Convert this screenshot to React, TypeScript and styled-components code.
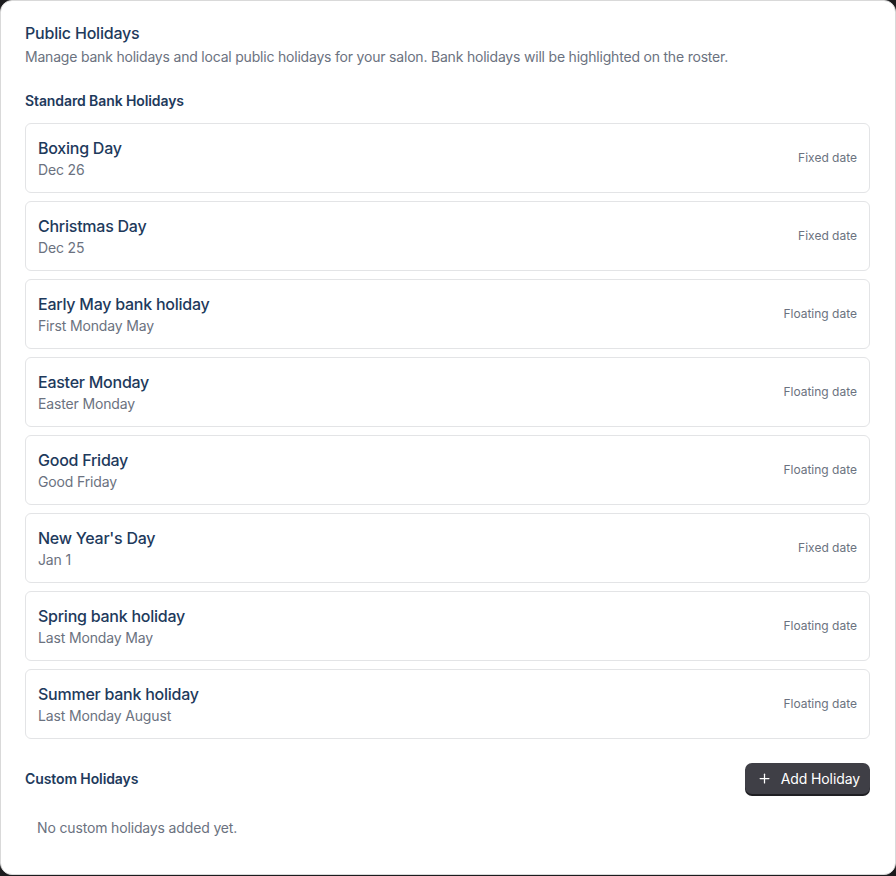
import styled, { createGlobalStyle } from "styled-components";
import { Plus } from "lucide-react";

const GlobalStyle = createGlobalStyle`
    html, body {
        margin: 0;
        padding: 0;
        background: #1c1c1e;
    }
    * {
        box-sizing: border-box;
    }
`;

const Panel = styled.div`
    width: 896px;
    height: 875px;
    background: #ffffff;
    border: 1px solid #d9d9d9;
    border-radius: 12px;
    padding: 20px 25px 0 24px;
    font-family: Inter, "Noto Sans", sans-serif;
    display: flex;
    flex-direction: column;
`;

const Title = styled.h2`
    margin: 0;
    font-size: 16px;
    line-height: 24px;
    font-weight: 500;
    letter-spacing: -0.2px;
    color: #1e3a5c;
`;

const Description = styled.p`
    margin: 2px 0 0 0;
    font-size: 14px;
    line-height: 20px;
    letter-spacing: -0.2px;
    color: #6b7280;
`;

const SectionHeading = styled.h3`
    margin: 0;
    font-size: 14px;
    line-height: 20px;
    font-weight: 600;
    letter-spacing: -0.1px;
    color: #1e3a5c;
`;

const Section = styled.section<{ $top: number }>`
    margin-top: ${(p) => p.$top}px;
    display: flex;
    flex-direction: column;
`;

const List = styled.div`
    margin-top: 12px;
    display: flex;
    flex-direction: column;
    gap: 8px;
`;

const HolidayCard = styled.div`
    display: flex;
    align-items: center;
    justify-content: space-between;
    padding: 12px;
    border: 1px solid #e3e4e6;
    border-radius: 6px;
    background: #ffffff;
`;

const HolidayName = styled.div`
    font-size: 16px;
    line-height: 24px;
    font-weight: 500;
    letter-spacing: -0.25px;
    color: #1e3a5c;
`;

const HolidayDate = styled.div`
    font-size: 14px;
    line-height: 20px;
    letter-spacing: -0.15px;
    color: #6b7280;
`;

const DateType = styled.span`
    font-size: 12px;
    line-height: 16px;
    color: #6b7280;
`;

const HeaderRow = styled.div`
    display: flex;
    align-items: center;
    justify-content: space-between;
`;

const AddButton = styled.button`
    display: flex;
    align-items: center;
    gap: 9px;
    height: 31px;
    padding: 0 10px 0 12px;
    border: none;
    border-radius: 7px;
    background: #3f3f46;
    box-shadow: 0 2px 0 #1f1f23;
    color: #ffffff;
    font-family: Inter, "Noto Sans", sans-serif;
    font-size: 14px;
    font-weight: 400;
    letter-spacing: -0.1px;
    cursor: pointer;
`;

const EmptyText = styled.p`
    margin: 12px 0 0 0;
    padding: 12px;
    font-size: 14px;
    line-height: 20px;
    letter-spacing: -0.15px;
    color: #6b7280;
`;

const holidays = [
    { name: "Boxing Day", date: "Dec 26", type: "Fixed date" },
    { name: "Christmas Day", date: "Dec 25", type: "Fixed date" },
    { name: "Early May bank holiday", date: "First Monday May", type: "Floating date" },
    { name: "Easter Monday", date: "Easter Monday", type: "Floating date" },
    { name: "Good Friday", date: "Good Friday", type: "Floating date" },
    { name: "New Year's Day", date: "Jan 1", type: "Fixed date" },
    { name: "Spring bank holiday", date: "Last Monday May", type: "Floating date" },
    { name: "Summer bank holiday", date: "Last Monday August", type: "Floating date" },
];

export default function App() {
    return (
        <>
            <GlobalStyle />
            <Panel>
                <Title>Public Holidays</Title>
                <Description>
                    Manage bank holidays and local public holidays for your salon. Bank holidays will be highlighted on the roster.
                </Description>

                <Section $top={24}>
                    <SectionHeading>Standard Bank Holidays</SectionHeading>
                    <List>
                        {holidays.map((h) => (
                            <HolidayCard key={h.name}>
                                <div>
                                    <HolidayName>{h.name}</HolidayName>
                                    <HolidayDate>{h.date}</HolidayDate>
                                </div>
                                <DateType>{h.type}</DateType>
                            </HolidayCard>
                        ))}
                    </List>
                </Section>

                <Section $top={24}>
                    <HeaderRow>
                        <SectionHeading>Custom Holidays</SectionHeading>
                        <AddButton>
                            <Plus size={15} strokeWidth={2} />
                            Add Holiday
                        </AddButton>
                    </HeaderRow>
                    <EmptyText>No custom holidays added yet.</EmptyText>
                </Section>
            </Panel>
        </>
    );
}
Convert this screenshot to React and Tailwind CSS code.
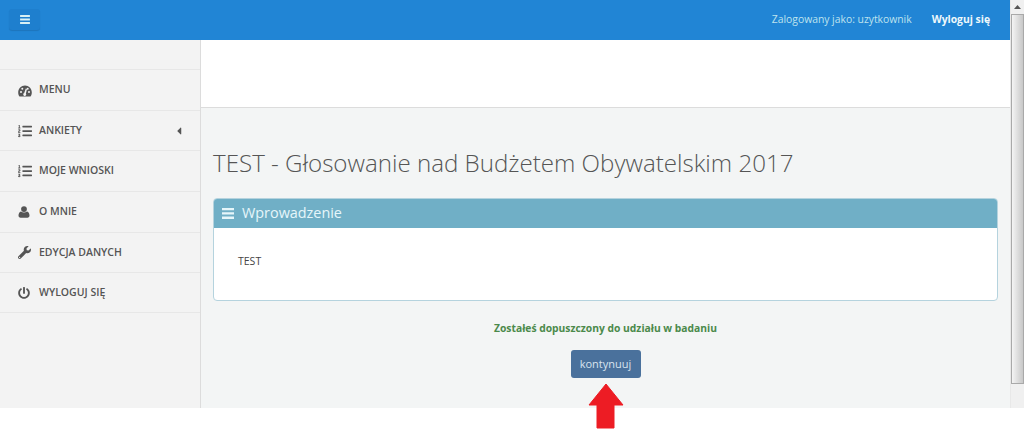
import React from "react";
import { FaCaretLeft, FaListOl, FaPowerOff, FaWrench } from "react-icons/fa";

const Gauge = () => (
  <svg width="14" height="12" viewBox="0 0 14 12" className="mt-[1px]">
    <path fillRule="evenodd" fill="currentColor" d="M7 .5C3.2.5.2 3.6.2 7.4c0 1.6.5 2.9 1.3 4.1h11c.8-1.2 1.3-2.5 1.3-4.1C13.800 3.600 10.800.5 7 .5ZM3 6a1 1 0 1 0 0 2 1 1 0 0 0 0-2Zm8 0a1 1 0 1 0 0 2 1 1 0 0 0 0-2ZM4.300 2.700a1 1 0 1 0 0 2 1 1 0 0 0 0-2Zm5.400 0a1 1 0 1 0 0 2 1 1 0 0 0 0-2ZM7.800 3.500 6.200 8a1.500 1.500 0 1 0 1.700.5L9 3.900Z" />
  </svg>
);
const Bust = () => (
  <svg width="12" height="12" viewBox="0 0 12 12">
    <circle cx="6" cy="3.100" r="2.900" fill="currentColor" />
    <path fill="currentColor" d="M3 5.400C1.300 5.800.500 7.500.500 9.500c0 1.400.8 2.200 2 2.200h7c1.200 0 2-.8 2-2.200 0-2-.8-3.700-2.500-4.100-1.800 1.300-4.200 1.300-6 0Z" />
  </svg>
);
const Bars = ({ w, h }) => (
  <svg width={w} height={h} viewBox="0 0 12 11">
    <path fill="currentColor" d="M0 0h12v2.300H0zM0 4.300h12v2.300H0zM0 8.600h12v2.300H0z" />
  </svg>
);

const items = [
  { icon: Gauge, label: "MENU", h: "h-[41px]" },
  { icon: FaListOl, label: "ANKIETY", h: "h-[40px]", caret: true, cls: "text-[14px]" },
  { icon: FaListOl, label: "MOJE WNIOSKI", h: "h-[41px]", cls: "text-[14px]" },
  { icon: Bust, label: "O MNIE", h: "h-[41px]" },
  { icon: FaWrench, label: "EDYCJA DANYCH", h: "h-[40px]", cls: "text-[13px]" },
  { icon: FaPowerOff, label: "WYLOGUJ SIĘ", h: "h-[40px]", cls: "text-[12px]" },
];

export default function App() {
  return (
    <div className="relative w-[1024px] h-[434px] overflow-hidden bg-white flex flex-col font-['Open_Sans',sans-serif]">
      <div className="flex h-[408px]">
        <div className="flex-1 min-w-0 flex flex-col">
          <header className="h-[40px] shrink-0 bg-[#2185d5] flex items-center justify-between pl-[9px] pr-[20px]">
            <button className="w-[31px] h-[21px] -mt-[1px] rounded-[3px] bg-[#1e7fce] shadow-[0_1px_1px_rgba(0,0,0,0.12)] flex items-center justify-center text-[#d8f0f5]">
              <Bars w={10} h={9} />
            </button>
            <div className="flex items-center -mt-[1px]">
              <span className="text-[10.35px] text-[#bfe3ee]">Zalogowany jako: uzytkownik</span>
              <span className="ml-[20px] text-[10.35px] font-bold text-[#eef8fb]">Wyloguj się</span>
            </div>
          </header>
          <div className="flex-1 flex min-h-0">
            <aside className="w-[201px] shrink-0 bg-[#f3f3f3] border-r border-[#dcdcdc] pt-[29px]">
              <div className="border-t border-[#e7e7e7]">
                {items.map(({ icon: Icon, label, h, caret, cls }) => (
                  <div key={label} className={`${h} box-border border-b border-[#e7e7e7] flex items-center pl-[18px] pr-[15px] text-[#555555]`}>
                    <span className="w-[21px] shrink-0 flex">
                      <Icon className={cls} />
                    </span>
                    <span className="text-[10.5px] font-semibold">{label}</span>
                    {caret && <FaCaretLeft className="ml-auto text-[12px]" />}
                  </div>
                ))}
              </div>
            </aside>
            <main className="flex-1 min-w-0 bg-[#f3f5f5] flex flex-col">
              <div className="h-[68px] shrink-0 bg-white border-b border-[#dcdcdc]" />
              <div className="px-[12px]">
                <h1 className="mt-[38px] h-[34px] leading-[34px] text-[24.13px] font-light text-[#555555] whitespace-nowrap">
                  TEST - Głosowanie nad Budżetem Obywatelskim 2017
                </h1>
                <section className="mt-[18px] h-[103px] box-border rounded-[4px] border border-[#b5d3de] bg-white overflow-hidden">
                  <div className="h-[30px] -mx-px -mt-px bg-[#70afc6] flex items-center pl-[9px] text-[#e6f6fa]">
                    <Bars w={12} h={11} />
                    <span className="ml-[8px] text-[14.4px]">Wprowadzenie</span>
                  </div>
                  <p className="pl-[24px] pt-[25px] text-[10.5px] leading-[16px] text-[#444444]">TEST</p>
                </section>
                <p className="mt-[19px] text-center text-[10.3px] leading-[16px] font-bold text-[#4b8a4b]">
                  Zostałeś dopuszczony do udziału w badaniu
                </p>
                <div className="mt-[14px] flex justify-center">
                  <button className="w-[70px] h-[28px] rounded-[3px] bg-[#4a719c] text-[11px] text-[#d8e4ef]">kontynuuj</button>
                </div>
              </div>
            </main>
          </div>
        </div>
        <div className="w-[14px] shrink-0 bg-[#f0f0f0] flex flex-col border-l border-[#e8e8e8]">
          <div className="h-[14px] flex items-center justify-center">
            <svg width="7" height="4" viewBox="0 0 7 4"><path d="M0 4 3.5 0 7 4z" fill="#555" /></svg>
          </div>
          <div className="h-[370px] border border-[#a9a9a9] bg-gradient-to-r from-[#f4f4f4] to-[#c8c8c8]" />
        </div>
      </div>
      <svg className="absolute left-[588px] top-[383px]" width="36" height="46" viewBox="0 0 36 46">
        <path d="M18 1 35 22 26 22 26 45 9 45 9 22 1 22Z" fill="#ed1c24" stroke="#ed1c24" strokeLinejoin="round" />
      </svg>
    </div>
  );
}
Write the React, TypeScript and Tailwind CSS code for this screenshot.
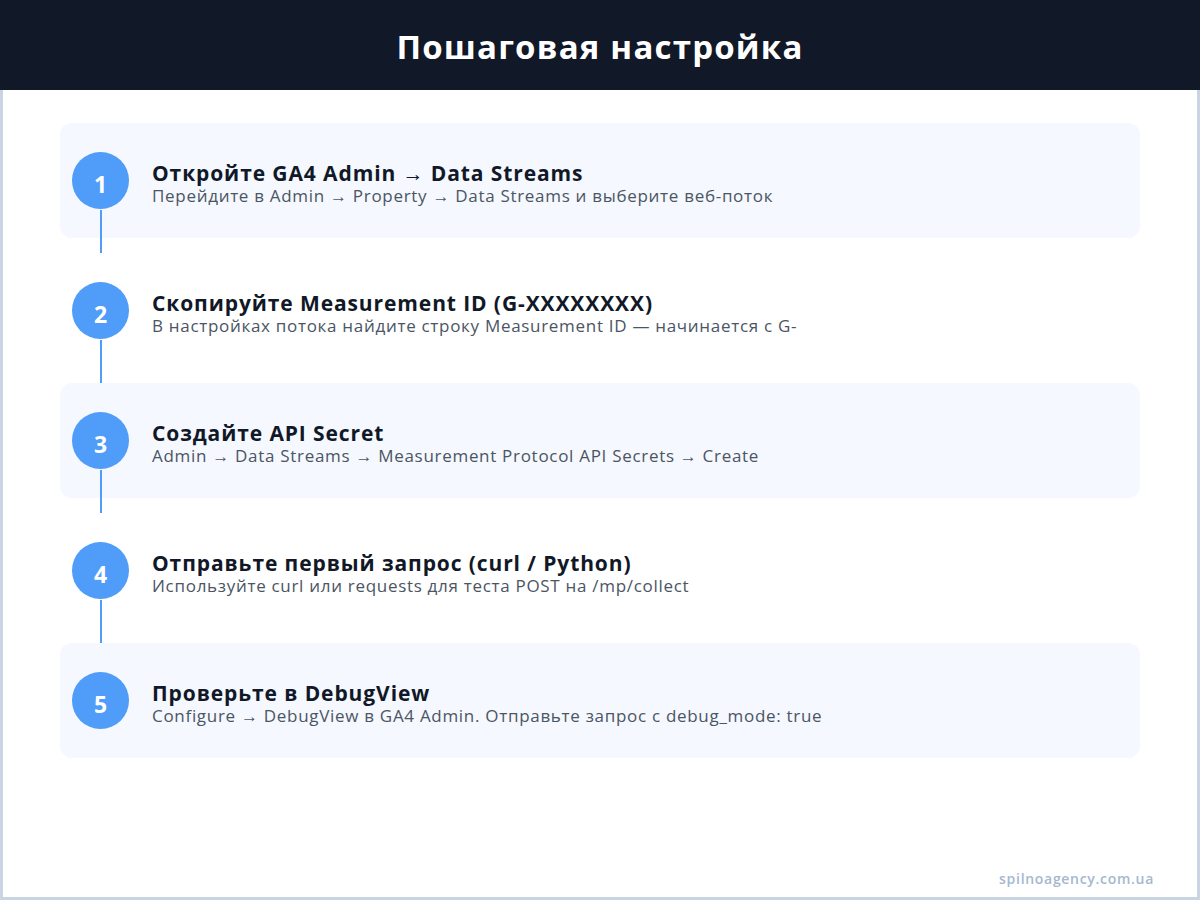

^^^^^^^^

Give back the exact lines above, running from the one that has "Convert this screenshot to React and" through the one that has "FaListOl, FaPowerOff, FaWrench", with nothing added and no pictures.

◆ **TASK RESULT**
Convert this screenshot to React and Tailwind CSS code.
import React from "react";
import { FaCaretLeft, FaListOl, FaPowerOff, FaWrench } from "react-icons/fa";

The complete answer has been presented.